What other areas of culture influence your work?
Literature and music, for sure. It’s really interesting because I was never one of those people that was attracted to A Raisin in the Sun. I read it and I never saw myself as a Beneatha, but then I worked on it as a Ruth on Broadway as an understudy. I realized that what attracts me is that the women in that play are natural blues women. A blues song is not all about crying. It’s finding the rhythms and the joy and the highs and the lows all within a song. Connecting plays to music and how we use music to survive.

Since you’re in a play now by a female writer and director, what’s something you think the theatre community can do to improve gender equality for women?
You know what’s fascinating about this piece at this time? I think it can only have come from a woman. Probably a woman of color. Interpreting the “is” of it.
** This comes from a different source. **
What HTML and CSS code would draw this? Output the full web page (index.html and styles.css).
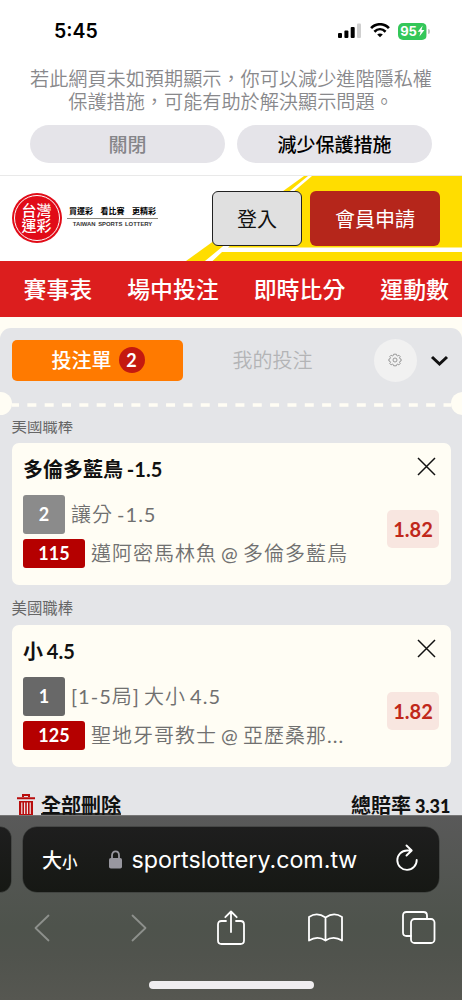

Not how we want it to be, not our fantasy of it, but the “is” of the right now. I really feel like it would take someone, a woman of color, who is already marginalized. I’ve heard Lynn say that one reason why she’s so good at the interviews is because, as a woman of color, she disappears in people’s psyche. I’m so proud of her, but I feel like it couldn’t have been done by anyone else. The kind of sensitivity it would take. The moving yourself out of the way, the non-judgment, and the way that Kate Whoriskey led us through all the landmines. This is not your usual Broadway fare. We know that Broadway is still a white male boys’ club. I’m just so happy at our reception.

Is there anything that you feel should be part of the conversation about Sweat that you feel like hasn’t been so far?
No. That’s what’s been so delightful about this; I feel like we’ve been able to get it said. We’re in the zeitgeist of something. People are waking up, and I feel like we’re waking up out of a collective fantasy of what we wanted things to be. I feel like we’re actually having some mature conversations. It’s refreshing. I still think our politic in the public domain is pretty brutal, and us versus them, and “they don’t get it,” but I feel like art is really trying to bridge that gap.